The proposal has been presented across all 18 member institutions over recent months, with most schools supportive. Ohio State and Michigan—the conference’s flagship programs—continue evaluating terms, and leadership seeks unanimous approval before proceeding to a vote.

Over a year ago, the conference “initiated a comprehensive evaluation of our practices to identify partnerships that could secure the financial stability of our member institutions,” the Big Ten told ESPN, noting this remains “an ongoing process” as they work toward “a path that strengthens the conference for the future.”

The Big Ten’s move arrives as college athletics faces unprecedented transformation amid realignment, NIL compensation, and potential athlete revenue-sharing. This deal represents one answer: bring institutional capital and commercial expertise into college sports while attempting to prove that coordination creates more value than independence—and that sharing a slice of a much larger pie beats keeping all of a smaller one.

Whether this model succeeds will determine not just the Big Ten’s future, but whether private capital becomes a permanent fixture reshaping how college conferences operate and compete.

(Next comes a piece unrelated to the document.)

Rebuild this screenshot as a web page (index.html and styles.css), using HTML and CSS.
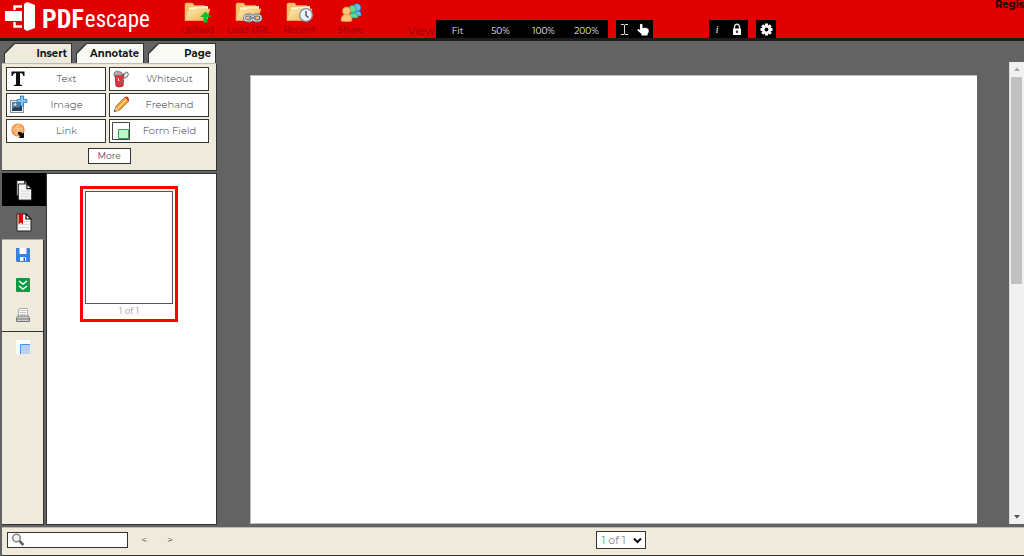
FILE: index.html
```html
<!DOCTYPE html>
<html lang="en">
<head>
<meta charset="utf-8">
<title>PDFescape</title>
<link rel="stylesheet" href="styles.css">
</head>
<body>
<svg class="defs" aria-hidden="true">
  <defs>
    <linearGradient id="gold" x1="0" y1="0" x2="1" y2="1"><stop offset="0" stop-color="#fff0b8"/><stop offset="1" stop-color="#f3aa4b"/></linearGradient>
    <symbol id="folder" viewBox="0 0 28 22">
      <path d="M1 18V2.500q0-1.500 1.500-1.500h6l2 2.500H20q1.500 0 1.500 1.500v13z" fill="#f3c26c" stroke="#e0a050" stroke-width=".6"/>
      <path d="M5 5.500 24 4v13H5z" fill="#fff3c4"/>
      <path d="M1 18.500 4 8.500h7L12.500 7H26l-4 11.500z" fill="url(#gold)" stroke="#eebb6a" stroke-width=".6"/>
    </symbol>
    <symbol id="sheet" viewBox="0 0 16 19">
      <path d="M1 1h9l5 5v12H1z" fill="#f4f4f4" stroke="#222"/>
      <path d="M10 1v5h5z" fill="#fff" stroke="#111" stroke-width="1.200"/>
      <path d="M3 8.500h10M3 11.500h10M3 14.500h10" stroke="#d8d8d8"/>
    </symbol>
  </defs>
</svg>

<header class="header">
  <a class="logo" href="#" aria-label="PDFescape">
    <svg width="31" height="31" viewBox="0 0 31 31" aria-hidden="true">
      <path d="M0 9h17v10H0z" fill="#fff"/>
      <path d="M9.500 8V4.500H17M9.500 20v4.500H17" fill="none" stroke="#fff" stroke-width="2.500"/>
      <path d="M19 2 22 0l8 3v23l-8 3-3-2z" fill="#fff"/>
      <path d="M18.500 2v25" stroke="#e00000" stroke-width="1"/>
    </svg>
    <span class="logo-pdf">PDF</span><span class="logo-escape">escape</span>
  </a>
  <nav class="files">
    <button class="file"><svg width="28" height="22" viewBox="0 0 28 22" aria-hidden="true"><use href="#folder"/><path d="M21.500 9.500 27 15h-3.500v5.500h-4V15H16z" fill="#0cc02c"/></svg>Upload</button>
    <button class="file"><svg width="28" height="22" viewBox="0 0 28 22" aria-hidden="true"><use href="#folder"/><g fill="none" stroke="#59697d" stroke-width="2.800"><rect x="9.500" y="13" width="8" height="6" rx="3"/><rect x="18" y="13" width="8" height="6" rx="3"/></g><g fill="none" stroke="#dce4ee" stroke-width="1.200"><rect x="9.500" y="13" width="8" height="6" rx="3"/><rect x="18" y="13" width="8" height="6" rx="3"/></g><path d="M14 16h7" stroke="#8290a3" stroke-width="2"/></svg>Load URL</button>
    <button class="file"><svg width="28" height="22" viewBox="0 0 28 22" aria-hidden="true"><use href="#folder"/><circle cx="20" cy="13" r="6.300" fill="#edf3f8" stroke="#7e95aa" stroke-width="1.300"/><path d="M20 9v4.500l2.500 2" fill="none" stroke="#35495c" stroke-width="1.300"/></svg>Recent</button>
    <button class="file"><svg width="28" height="22" viewBox="0 0 28 22" aria-hidden="true"><g stroke-width=".7"><g fill="#5cc3f5" stroke="#1378c3"><path d="M14 14q1-6 6-5 5 0 4 5z"/><circle cx="20" cy="5.500" r="3.800"/></g><g fill="#5fd896" stroke="#218c70"><path d="M11 16q1-6 6-5 4 0 4 5z"/><circle cx="15.500" cy="7" r="3.800"/></g><g fill="#ffc47a" stroke="#e88a32"><path d="M4 19q0-7 6-7 5 0 5 7-5 1.500-11 0z"/><circle cx="9.500" cy="9" r="4"/></g></g></svg>Share</button>
  </nav>
  <div class="view">
    <span class="view-label">View</span>
    <div class="group"><button class="zoom">Fit</button><button class="zoom">50%</button><button class="zoom">100%</button><button class="zoom">200%</button></div>
  </div>
  <div class="group pair">
    <button aria-label="Select text"><svg width="9" height="13" viewBox="0 0 9 13"><path d="M1 1.500h2q1.500 0 1.500 1v8q0 1-1.500 1H1M8 1.500H6q-1.500 0-1.500 1v8q0 1 1.500 1h2" fill="none" stroke="#ddd"/></svg></button>
    <button aria-label="Pan"><svg width="12" height="13" viewBox="0 0 12 13"><path d="M3 1.500Q4.500 0 5.500 1.500V5h1l1-.5 1 .5 1-.2.700.700 1 .2.500 1v2.500L10.500 11v1.500h-6V11L.500 7.500Q.200 6 1.500 6L3 7z" fill="#fff"/></svg></button>
  </div>
  <div class="group pair info-group">
    <button class="info" aria-label="Information">i</button>
    <button aria-label="Security"><svg width="10" height="13" viewBox="0 0 10 13"><path d="M2.500 6V4q0-2.800 2.500-2.800T7.500 4v2" fill="none" stroke="#ddd" stroke-width="1.400"/><path d="M1 5.500h8V12H1z" fill="#fff"/><path d="M5 7.500v2.500" stroke="#000" stroke-width="1.500"/></svg></button>
  </div>
  <div class="group">
    <button class="gear" aria-label="Settings"><svg width="13" height="13" viewBox="-6.500 -6.500 13 13"><g fill="#fff"><circle r="4.500"/><path id="tooth" d="M-1.500-6h3v12h-3z"/><use href="#tooth" transform="rotate(45)"/><use href="#tooth" transform="rotate(90)"/><use href="#tooth" transform="rotate(135)"/></g><circle r="1.900" fill="#000"/></svg></button>
  </div>
  <a class="register" href="#">Regis</a>
</header>

<main class="workspace">
  <aside class="sidebar">
    <nav class="tabs">
      <button class="tab active"><span>Insert</span></button>
      <button class="tab"><span>Annotate</span></button>
      <button class="tab"><span>Page</span></button>
    </nav>
    <section class="tools">
      <div class="tool-grid">
        <button class="tool"><svg width="20" height="20" viewBox="0 0 20 20" aria-hidden="true"><path d="M3.500 2.500h13v4.500h-1.300q-.2-3-3.200-3v11.500l2 .5v1H6v-1l2-.5V4Q5 4 4.800 7H3.500z" fill="#111"/></svg><span>Text</span></button>
        <button class="tool"><svg width="20" height="20" viewBox="0 0 20 20" aria-hidden="true"><path d="m4 6 9-1-1 12q-4 2-7 0z" fill="#e6323a" stroke="#86262a" stroke-width=".8"/><path d="m3 4 2-2 5 1 2 3-9 1z" fill="#aaa" stroke="#666" stroke-width=".7"/><path d="m9 15 4-6q-1-3 1-5 2-2 3 0t-1 4l-2 1" fill="#eee" stroke="#666"/><path d="m7 9 1 3" stroke="#fff"/></svg><span>Whiteout</span></button>
        <button class="tool"><svg width="20" height="20" viewBox="0 0 20 20" aria-hidden="true"><rect x="2.500" y="5.500" width="13" height="12" fill="#eef2f6" stroke="#899199"/><path d="M4 7h10v9H4z" fill="#4f7898"/><path d="m4 14 3-2 3 1 4-3v6H4z" fill="#203e58"/><circle cx="7" cy="9.500" r="1.500" fill="#c2dce9"/><path d="M12.500 1h3v3.500H19v3h-3.500V11h-3V7.500H9v-3h3.500z" fill="#7dc7f0" stroke="#267ab4" stroke-width=".8"/></svg><span>Image</span></button>
        <button class="tool"><svg width="20" height="20" viewBox="0 0 20 20" aria-hidden="true"><path d="M3 17 5 11 14 2l4 4-9 9z" fill="#e9a035" stroke="#a56525" stroke-width=".7"/><path d="m7 13 9-9" stroke="#ffdb77" stroke-width="1.500"/><path d="m14 2 1-.5q3 0 3 3.500L17 6z" fill="#ed2835"/><path d="m3 17 2-5 3 3z" fill="#e8c18a"/><path d="m3 17 .7-2 1.300 1z" fill="#333"/></svg><span>Freehand</span></button>
        <button class="tool"><svg width="20" height="20" viewBox="0 0 20 20" aria-hidden="true"><circle cx="10" cy="9" r="6" fill="#ffb16b" stroke="#e8873e" stroke-width="1.200"/><path d="M5 8h10M8 4q5 5 0 10M11 3q-4 6 1 11" fill="none" stroke="#ffc896" stroke-width=".8"/><path d="M10 11q3-1 4.500 1.500L16 11.500V17h-5.500l1.500-1.500q-.5-2-2-2z" fill="#111"/></svg><span>Link</span></button>
        <button class="tool"><svg width="20" height="20" viewBox="0 0 20 20" aria-hidden="true"><path d="M1.500 1.500h17v17h-17z" fill="#fff" stroke="#444"/><path d="M7.500 8.500h10v9h-10z" fill="#b9f9ca" stroke="#3d9e57"/></svg><span>Form Field</span></button>
      </div>
      <button class="more">More</button>
    </section>
    <section class="pages">
      <nav class="rail">
        <button class="rail-view current" aria-label="Pages"><svg width="18" height="24" viewBox="0 0 18 24"><use href="#sheet" x="1" y="1" width="14" height="18"/><use href="#sheet" x="2" y="5" width="16" height="18"/></svg></button>
        <button class="rail-view" aria-label="Bookmarks"><svg width="16" height="19" viewBox="0 0 16 19"><use href="#sheet"/><path d="M2.500 1h4.500v10.500l-2.200-2-2.300 2z" fill="#e00000"/></svg></button>
        <div class="rail-actions">
          <button aria-label="Save"><svg width="14" height="14" viewBox="0 0 14 14"><path d="M0 0h13l1 1v13H1l-1-1z" fill="#3b80e0"/><path d="M3.500 0h7v6h-7zM4 9h6v4H4z" fill="#fff"/><path d="M7.500 9.500H9V13H7.500z" fill="#205aaa"/></svg></button>
          <button aria-label="Save and download"><svg width="14" height="14" viewBox="0 0 14 14"><rect width="14" height="14" rx="1" fill="#079c42"/><path d="m3 3 4 3 4-3M3 8l4 3 4-3" fill="none" stroke="#fff" stroke-width="1.500"/></svg></button>
          <button aria-label="Print"><svg width="14" height="15" viewBox="0 0 14 15"><path d="M3 .5h8l1 8H2z" fill="#fff" stroke="#aaa"/><path d="M4 2.500h6M4 4.500h6M4 6.500h6" stroke="#aaa" stroke-width=".7"/><path d="M.5 9.500 2 8h10l1.500 1.500v4H.5z" fill="#ccc" stroke="#777"/><path d="M1 11h12" stroke="#777"/></svg></button>
        </div>
        <button class="layout" aria-label="Toggle layout"><svg width="14" height="14" viewBox="0 0 14 14"><path d="M0 0h14v14H0z" fill="#fff"/><path d="M14 4.500H4.500V14" fill="#bad3f5" stroke="#4b92f7"/><path d="M5 5h9v9H5z" fill="#b9d0f0"/></svg></button>
      </nav>
      <div class="thumbs"><a class="thumb" href="#page"><span class="thumb-page"></span><span>1 of 1</span></a></div>
    </section>
  </aside>
  <section class="canvas"><article class="paper" id="page"></article></section>
  <div class="scrollbar" aria-hidden="true">
    <svg width="14" height="15" viewBox="0 0 14 15"><path d="m4 9 3-3.500L10 9z" fill="#a3a3a3"/></svg>
    <div class="track"><div class="grip"></div></div>
    <svg width="14" height="15" viewBox="0 0 14 15"><path d="m4 6 3 3.500L10 6z" fill="#505050"/></svg>
  </div>
</main>

<footer class="footer">
  <div class="find">
    <label class="search"><svg width="14" height="14" viewBox="0 0 14 14" aria-hidden="true"><circle cx="5.500" cy="5" r="3.800" fill="#f3f3f3" stroke="#888" stroke-width="1.500"/><path d="m8.500 8 4 4" stroke="#666" stroke-width="2.500"/></svg><input type="text" aria-label="Search"></label>
    <button class="step">&lt;</button><button class="step">&gt;</button>
  </div>
  <div class="picker"><select aria-label="Page"><option>1 of 1</option></select><svg width="9" height="7" viewBox="0 0 9 7" aria-hidden="true"><path d="m1 1.500 3.500 3.500L8 1.500" fill="none" stroke="#111" stroke-width="2"/></svg></div>
</footer>
</body>
</html>
```
FILE: styles.css
```css
* { box-sizing: border-box; }
body {
  margin: 0;
  height: 100vh;
  display: flex;
  flex-direction: column;
  overflow: hidden;
  background: #636363;
  color: #333;
  font: 11px/14px Montserrat, Inter, sans-serif;
}
button { margin: 0; padding: 0; border: 0; background: none; color: inherit; font: inherit; }
a { color: inherit; text-decoration: none; }
svg { display: block; flex: none; }
.defs { position: absolute; width: 0; height: 0; }

.header { flex: none; height: 41px; display: flex; align-items: flex-end; background: #e00000; border-bottom: 3px solid #1c1c1c; }
.logo { width: 172px; height: 38px; padding: 2px 0 0 5px; display: flex; align-items: flex-start; color: #fff; font-family: "Liberation Sans Narrow", "Roboto Condensed", "Liberation Sans", sans-serif; white-space: nowrap; }
.logo-pdf { margin-left: 6px; font-size: 26px; line-height: 34px; font-weight: 700; }
.logo-escape { margin-left: 1px; font-size: 23px; line-height: 36px; }
.files { display: flex; align-self: flex-start; }
.file { width: 51px; padding-top: 2px; display: flex; flex-direction: column; align-items: center; color: #8c0000; font-size: 9px; line-height: 11px; white-space: nowrap; }
.view { display: flex; align-items: flex-end; margin-left: 32px; }
.view-label { width: 28px; font-size: 11px; color: #8c0000; }
.group { display: flex; height: 18px; margin-right: 8px; background: #000; color: #eee; }
.zoom { width: 43px; padding-top: 3px; font-size: 9px; }
.pair { width: 37px; justify-content: space-around; align-items: center; }
.info-group { width: 39px; margin-left: 48px; }
.info { font: italic 11px/14px "Liberation Serif", serif; }
.gear { width: 20px; display: grid; place-items: center; }
.register { align-self: flex-start; margin-left: auto; font-size: 10px; line-height: 9px; font-weight: 700; color: #260000; }

.workspace { flex: 1; min-height: 0; display: flex; }
.sidebar { width: 217px; padding: 2px 0 2px 2px; display: flex; flex-direction: column; }
.tabs { display: flex; gap: 4px; padding-left: 2px; }
.tab { width: 68px; height: 20px; padding: 1px 1px 0 1px; background: #333; clip-path: polygon(10px 0, 100% 0, 100% 100%, 0 100%, 0 10px); }
.tab span { display: block; height: 19px; padding-right: 4px; text-align: right; font-size: 10px; font-weight: 700; line-height: 20px; color: #151515; background: #fafaf5; clip-path: polygon(10px 0, 100% 0, 100% 100%, 0 100%, 0 10px); }
.tab.active span { background: #efebdc; }
.tools { height: 108px; padding: 3px 4px; background: #efebdc; border-top: 1px solid #bbb; border-right: 1px solid #333; border-bottom: 1px solid #333; }
.tool-grid { display: grid; grid-template-columns: repeat(2, 100px); gap: 2px 3px; }
.tool { height: 24px; padding-left: 1px; display: flex; align-items: center; border: 1px solid #333; background: #fff; color: #333; font-size: 10px; font-weight: 300; }
.tool span { flex: 1; text-align: center; }
.more { display: block; width: 43px; height: 16px; margin: 5px auto 0; border: 1px solid #333; background: #fff; color: #4b4b4b; font-size: 9px; line-height: 12px; }
.pages { flex: 1; min-height: 0; margin-top: 2px; display: flex; }
.rail { width: 44px; display: flex; flex-direction: column; }
.rail button { display: grid; place-items: center; }
.rail .rail-view { height: 33px; }
.rail .rail-view.current { background: #000; }
.rail-actions { width: 42px; padding-bottom: 1px; display: grid; grid-auto-rows: 30px; background: #efebdc; border-top: 1px solid #aaa; border-bottom: 1px solid #333; border-right: 1px solid #333; }
.rail .layout { flex: 1; width: 42px; padding-top: 8px; place-items: start center; background: #efebdc; border-right: 1px solid #333; border-bottom: 1px solid #333; }
.thumbs { flex: 1; display: flex; justify-content: center; align-items: flex-start; padding: 12px 5px 0 0; background: #fff; border: 1px solid #333; }
.thumb { width: 98px; height: 136px; padding: 2px; border: 3px solid #f00; text-align: center; font-size: 9px; line-height: 13px; color: #999; }
.thumb-page { display: block; width: 88px; height: 113px; border: 1px solid #555; }
.canvas { flex: 1; padding: 34px 32px 3px 33px; display: flex; }
.paper { flex: 1; background: #fff; border: 1px solid #bbb; border-width: 1px 0 1px 1px; }
.scrollbar { width: 15px; margin: 21px 0 3px; display: flex; flex-direction: column; background: #f1f1f1; border-left: 1px solid #ddd; }
.track { flex: 1; padding: 0 2px 0 1px; }
.grip { height: 48%; background: #c1c1c1; }

.footer { flex: none; height: 29px; margin-left: 2px; padding: 0 0 3px 5px; display: flex; align-items: center; background: #efebdc; border-top: 1px solid #bbb; border-bottom: 1px solid #333; }
.find { width: 210px; display: flex; align-items: center; gap: 0; }
.search { width: 121px; height: 16px; margin-right: 3px; padding-left: 3px; display: flex; align-items: center; border: 1px solid #333; background: #fff; }
.search input { flex: 1; min-width: 0; height: 12px; padding: 0 2px; border: 0; outline: 0; font: inherit; }
.step { width: 26px; color: #444; font-size: 10px; }
.picker { width: 50px; height: 18px; margin: 0 auto; display: grid; align-items: center; background: #fff; border: 1px solid #333; }
.picker select, .picker svg { grid-area: 1 / 1; }
.picker select { width: 100%; height: 16px; padding: 0 0 0 5px; appearance: none; border: 0; border-radius: 0; background: none; color: #888; font: inherit; }
.picker svg { justify-self: end; margin-right: 3px; pointer-events: none; }
```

In recent years, private equity and institutional investors have increasingly moved into college sports as media rights values have exploded and universities search for financial stability. Deals like the Big Ten’s proposed $2 billion partnership follow similar trends in professional sports, where investors buy into commercial arms rather than teams themselves, allowing leagues to raise immediate capital without giving up full control. For colleges, these arrangements exist because schools face rising costs tied to NIL, facilities, and expanded rosters, while investors see long-term, predictable revenue streams from media contracts and sponsorships. The result is a convergence of higher education and high finance, with private capital positioning itself as a key player in shaping the future of college athletics.